This year’s clean toilet campaign to continue focus on flushing out bad habits

Cleaners Li Xiu Mei (left) and Yuen Kok Yeow hope people will look after a public toilet as if it were their own. ST PHOTO: HESTER TAN

SINGAPORE - As a cleaner, Ms Li Xiu Mei, 56, is often greeted by the pungent stench of human waste left overnight when she reports for duty in the morning.

She has also mopped up trails of faecal matter that have hardened on the toilet floor, unclogged toilets choked with waste left unflushed overnight, and scraped off lumps of toilet paper stuck on the walls by naughty youngsters.

“Some users wash up inside and leave footprints everywhere, and sometimes the toilets are choked with toilet paper,” said Ms Li, an employee at One Punggol Hawker Centre, in Mandarin.

“Each toilet normally takes around 10 minutes to clean, but these kinds of mess will take us anywhere up to an hour to clean.”

It seems Singapore still has some way to go to making it a habit to keep public lavatories clean – an issue the National Environment Agency (NEA) aims to re-emphasise in the latest edition of its Clean Public Toilets campaign. The campaign, which is in its fifth run, was started in 2018.

The 2023 campaign urges the public to be responsible, even when no one is around, and to make sure the floor and toilet seats are dry, as well as to use the flush.

Titled “Are you nice when no one’s around? Do it right for everyone”, the campaign is backed by the Public Hygiene Council, the Singapore Kindness Movement (SKM) and the Restroom Association (Singapore).

Senior Parliamentary Secretary for Sustainability and the Environment Baey Yam Keng, who was at the campaign’s launch on Nov 21 at One Punggol Hawker Centre, made the rounds to promote the campaign to diners and food stall operators.

He said he hopes the campaign will remind toilet users to be responsible, and remind operators to keep their toilets well-maintained.

Mr Baey said: “There’s this interesting phenomenon – when a place is dirty, people don’t mind making it dirtier, but if it is clean, we won’t want to make it dirty. So we are trying to create this virtuous circle... and that’s where everyone plays a part.”

The campaign comes on the back of souring sentiment about the state of public toilets here.

A study of more than 9,000 Singaporeans by Singapore Management University in 2023 found that two-thirds of respondents said public toilets in hawker centres and coffee shops either remain as dirty as they were three years ago or have become dirtier.

About 60 per cent of them said efforts in cleaning up public toilets were mostly futile, while only 6 per cent of Singaporeans felt clean toilet campaigns were helpful.

Responding to the survey, Mr Baey said: “I think the survey gives us a good indicator of the state of play today.”

He noted the findings that coffee shops, in particular, were struggling to keep their lavatories clean, and added that this could be due to manpower constraints.

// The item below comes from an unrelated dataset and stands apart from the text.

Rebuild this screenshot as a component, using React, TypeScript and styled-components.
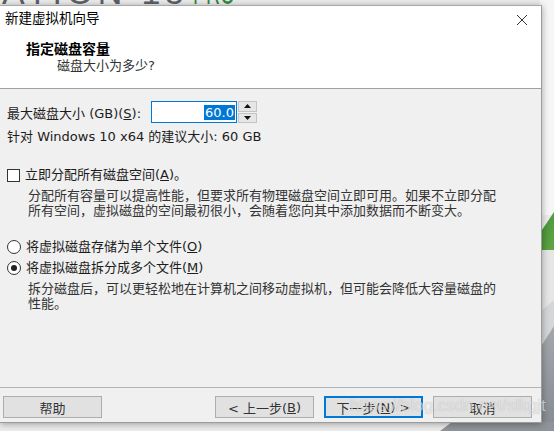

Senior Parliamentary Secretary for Sustainability and the Environment Baey Yam Keng said he hopes the campaign will remind toilet users to be responsible. ST PHOTO: HESTER TAN
The 2023 campaign urges the public to be responsible, even when no one is around, and to make sure the floor and toilet seats are dry, as well as to use the flush. ST PHOTO: HESTER TAN

As part of the campaign, NEA will reach out to at least 2,000 premises across the country, including food centres, parks, schools and sports facilities to promote the campaign message.

Ms Michelle Tay, SKM’s director of programmes and operations, said toilet operators can do their part to ensure that flushes and other equipment are working, while the campaign can nudge the public to be mindful of their own cleanliness.

There are usually only two cleaners assigned to clean the toilets at One Punggol Hawker Centre, said one of the cleaners, Mr Yuen Kok Yew, 50, who hopes people will look after a public toilet as if it was their own.

Besides the toilets, he is also responsible for keeping the hawker centre clean, but often finds himself stuck in the loo for hours to clean up the mess left behind by visitors.

Mr Yuen said: “People always think there is someone else who will clean up after them. But I hope people will treat it like it’s their own home. We’d feel much more relaxed.”